Insurer is likely to float successfully in spite of the equity market conditions
Equity market conditions should not prevent Direct Line Group from achieving a successful stock market debut this year.
However, there are question marks about the company’s valuation on flotation, given its relatively high combined ratio and the uncertainty about how the Office of Fair Trading’s (OFT) motor insurance review will affect ancillary income.
In Direct Line Group’s standalone first-half results, released on Monday, chief executive Paul Geddes (pictured above) confirmed that the separation from parent Royal Bank of Scotland (RBS) was “substantially complete”.
The company is also bolstering its non-executive board. It appointed Miller non-executive director Clare Thompson to the board on Monday, and is likely be hire two more.
RBS’s 2008 government bail-out stipulated that it has to sell the majority of its stake in Direct Line Group by the end of 2013 and the entire holding by the end of 2014. RBS is therefore planning an initial public offering (IPO) of part of the insurer in the second half of this year, with further offerings in 2013.
Several other companies seeking stock market debuts, such as motor broker/underwriter Hastings and wholesale broking group Cooper Gay Swett & Crawford, have postponed IPO plans because of unfavourable equity market conditions.
However, while RBS does not need to sell any of Direct Line this year to fulfil its obligations, it is likely push ahead with its plans.
Panmure Gordon analyst Barrie Cornes said: “I don’t think you can blame the market for not coming to do an IPO if the market stays as it is now.”
Cornes added that his firm has been involved in three IPOs of smaller companies on the London Stock Exchange’s Alternative Investment Market this year.
He also noted that Morgan Stanley, UBS and Goldman Sachs had been appointed to market Direct Line stock to would-be investors, thus boosting prospects.
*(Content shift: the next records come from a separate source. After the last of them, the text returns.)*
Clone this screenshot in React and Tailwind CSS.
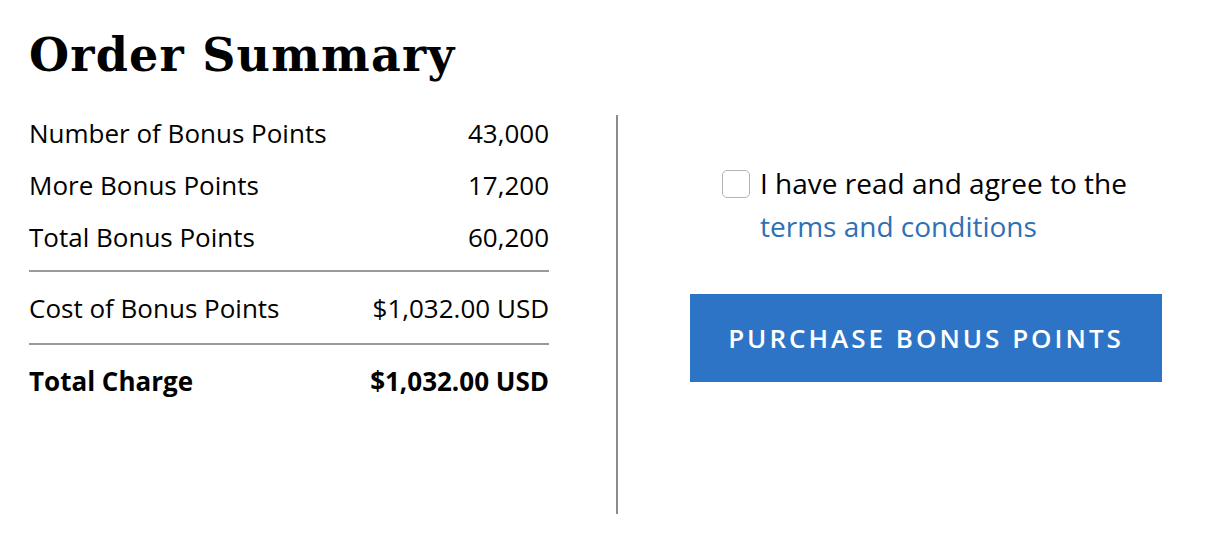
export default function App() {
  const sans = { fontFamily: '"Open Sans", "Noto Sans", sans-serif' };
  return (
    <div className="w-[1214px] h-[538px] bg-white text-black overflow-hidden" style={sans}>
      <div className="pl-[29px] pt-[26px]">
        <h1 className="text-[46px] leading-[58px] font-bold tracking-[1.2px]" style={{ fontFamily: '"DejaVu Serif", "Liberation Serif", serif' }}>
          Order Summary
        </h1>
      </div>
      <div className="flex items-start">
        <div className="ml-[29px] w-[520px] pt-[23px] text-[26px]">
          <div className="flex justify-between items-center h-[52px]"><span>Number of Bonus Points</span><span>43,000</span></div>
          <div className="flex justify-between items-center h-[52px]"><span>More Bonus Points</span><span>17,200</span></div>
          <div className="flex justify-between items-center h-[52px]"><span>Total Bonus Points</span><span>60,200</span></div>
          <div className="mt-[7px] h-[2px] bg-[#9a9a9a]" />
          <div className="mt-[10px] flex justify-between items-center h-[52px]"><span>Cost of Bonus Points</span><span>$1,032.00 USD</span></div>
          <div className="mt-[9px] h-[2px] bg-[#9a9a9a]" />
          <div className="mt-[10px] flex justify-between items-center h-[52px] font-bold"><span>Total Charge</span><span>$1,032.00 USD</span></div>
        </div>
        <div className="ml-[67px] mt-[31px] w-[2px] h-[399px] bg-[#8c8c8c]" />
        <div className="ml-[72px] pt-[86px]">
          <div className="flex items-start ml-[32px]">
            <div className="mt-[0px] w-[28px] h-[28px] rounded-[5px] border border-[#b5b5b5] bg-white shrink-0" />
            <div className="ml-[10px] text-[28px] leading-[43px] -mt-[8px]">
              <div>I have read and agree to the</div>
              <a className="text-[#2f70b5]" href="#">terms and conditions</a>
            </div>
          </div>
          <button className="mt-[46px] w-[472px] h-[88px] bg-[#2e74c6] text-white text-[26px] font-semibold tracking-[3px]">
            PURCHASE BONUS POINTS
          </button>
        </div>
      </div>
    </div>
  );
}
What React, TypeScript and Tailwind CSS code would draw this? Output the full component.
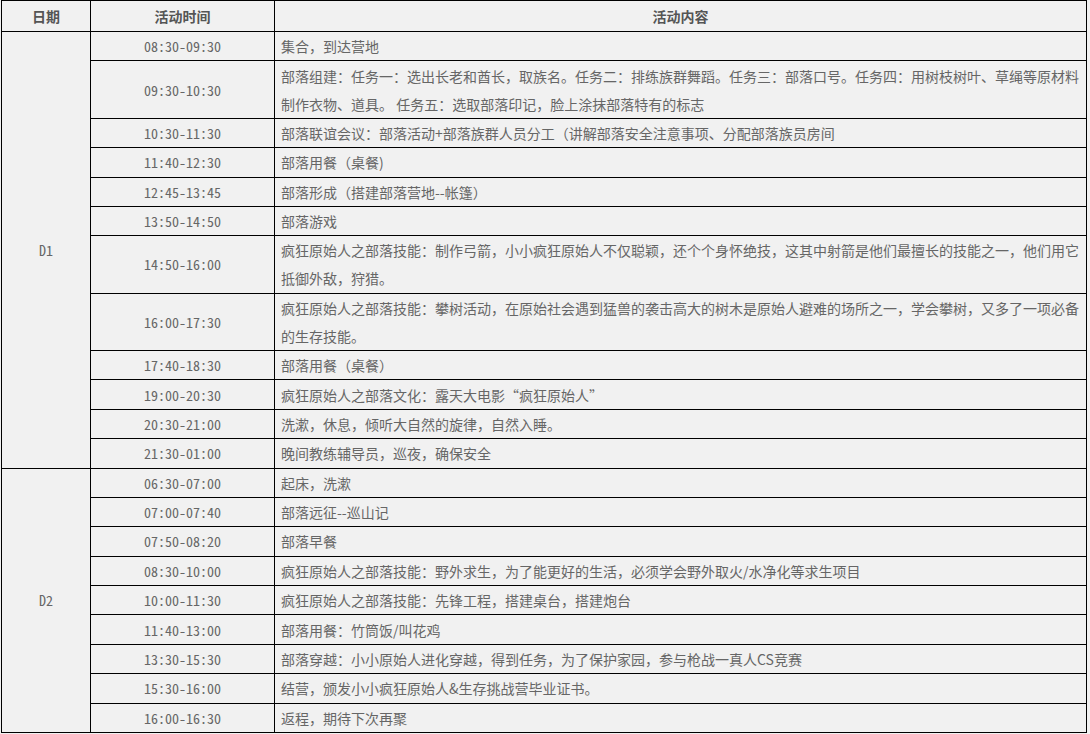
import React from "react";

type Row = { time: string; content: React.ReactNode };

const d1: Row[] = [
  { time: "08:30-09:30", content: "集合，到达营地" },
  {
    time: "09:30-10:30",
    content: (
      <>
        部落组建：任务一：选出长老和酋长，取族名。任务二：排练族群舞蹈。任务三：部落口号。任务四：用树枝树叶、草绳等原材料
        <br />
        制作衣物、道具。 任务五：选取部落印记，脸上涂抹部落特有的标志
      </>
    ),
  },
  { time: "10:30-11:30", content: "部落联谊会议：部落活动+部落族群人员分工（讲解部落安全注意事项、分配部落族员房间" },
  { time: "11:40-12:30", content: "部落用餐（桌餐)" },
  { time: "12:45-13:45", content: "部落形成（搭建部落营地--帐篷）" },
  { time: "13:50-14:50", content: "部落游戏" },
  {
    time: "14:50-16:00",
    content: (
      <>
        疯狂原始人之部落技能：制作弓箭，小小疯狂原始人不仅聪颖，还个个身怀绝技，这其中射箭是他们最擅长的技能之一，他们用它
        <br />
        抵御外敌，狩猎。
      </>
    ),
  },
  {
    time: "16:00-17:30",
    content: (
      <>
        疯狂原始人之部落技能：攀树活动，在原始社会遇到猛兽的袭击高大的树木是原始人避难的场所之一，学会攀树，又多了一项必备
        <br />
        的生存技能。
      </>
    ),
  },
  { time: "17:40-18:30", content: "部落用餐（桌餐）" },
  { time: "19:00-20:30", content: "疯狂原始人之部落文化：露天大电影“疯狂原始人”" },
  { time: "20:30-21:00", content: "洗漱，休息，倾听大自然的旋律，自然入睡。" },
  { time: "21:30-01:00", content: "晚间教练辅导员，巡夜，确保安全" },
];

const d2: Row[] = [
  { time: "06:30-07:00", content: "起床，洗漱" },
  { time: "07:00-07:40", content: "部落远征--巡山记" },
  { time: "07:50-08:20", content: "部落早餐" },
  { time: "08:30-10:00", content: "疯狂原始人之部落技能：野外求生，为了能更好的生活，必须学会野外取火/水净化等求生项目" },
  { time: "10:00-11:30", content: "疯狂原始人之部落技能：先锋工程，搭建桌台，搭建炮台" },
  { time: "11:40-13:00", content: "部落用餐：竹筒饭/叫花鸡" },
  { time: "13:30-15:30", content: "部落穿越：小小原始人进化穿越，得到任务，为了保护家园，参与枪战一真人CS竞赛" },
  { time: "15:30-16:00", content: "结营，颁发小小疯狂原始人&生存挑战营毕业证书。" },
  { time: "16:00-16:30", content: "返程，期待下次再聚" },
];

const cell = "border border-black leading-[28px] py-[0.2px]";
const mono = "font-['Noto_Sans_Mono_CJK_SC','Liberation_Mono',monospace]";

function DayRows({ day, rows }: { day: string; rows: Row[] }) {
  return (
    <>
      {rows.map((r, i) => (
        <tr key={r.time + i}>
          {i === 0 && (
            <td rowSpan={rows.length} className={`${cell} ${mono} text-center align-middle`}>
              {day}
            </td>
          )}
          <td className={`${cell} ${mono} text-center`}>{r.time}</td>
          <td className={`${cell} px-[6px] whitespace-nowrap`}>{r.content}</td>
        </tr>
      ))}
    </>
  );
}

export default function App() {
  return (
    <div className="w-[1090px] h-[734px] bg-[#f1f1f1] overflow-hidden font-['Noto_Sans_CJK_SC',sans-serif] text-[14px] text-[#666]">
      <table className="ml-[1px] w-[1086px] border-collapse table-fixed">
        <colgroup>
          <col className="w-[89px]" />
          <col className="w-[184px]" />
          <col />
        </colgroup>
        <thead>
          <tr>
            <th className="border border-black leading-[28px] py-[1px] font-bold text-[#555]">日期</th>
            <th className="border border-black leading-[28px] py-[1px] font-bold text-[#555]">活动时间</th>
            <th className="border border-black leading-[28px] py-[1px] font-bold text-[#555]">活动内容</th>
          </tr>
        </thead>
        <tbody>
          <DayRows day="D1" rows={d1} />
          <DayRows day="D2" rows={d2} />
        </tbody>
      </table>
    </div>
  );
}
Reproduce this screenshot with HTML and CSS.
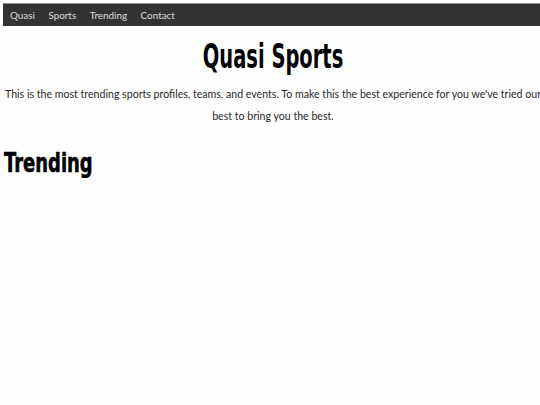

Equity markets are generally more conducive to flotation. Also on Monday, German insurance holding company Talanx, announced it was planning to list this autumn in the Frankfurt stock exchange, having previously put plans on hold.
However, the market could struggle to value Direct Line because of several variables. Shore Capital analyst Eamonn Flanagan said that the company’s first-half combined ratio of 101%, which compares unfavourably with other listed non-life insurers such as RSA, could cut valuation by 10%.
The combined ratio was bolstered by £228.4m of reserve releases in the first half (H1 2011: £69.5m).
Further, it is unclear how the OFT motor probe will affect the company’s ancillary income. Direct Line generated “other” income of £99.1m in the first half of 2012, of which £79.3m came from the motor book.
Direct Line Group had net tangible assets of £2.5bn at the half-year stage, and Flanagan predicts it could float at between 1.1 times and 1.2 times this value.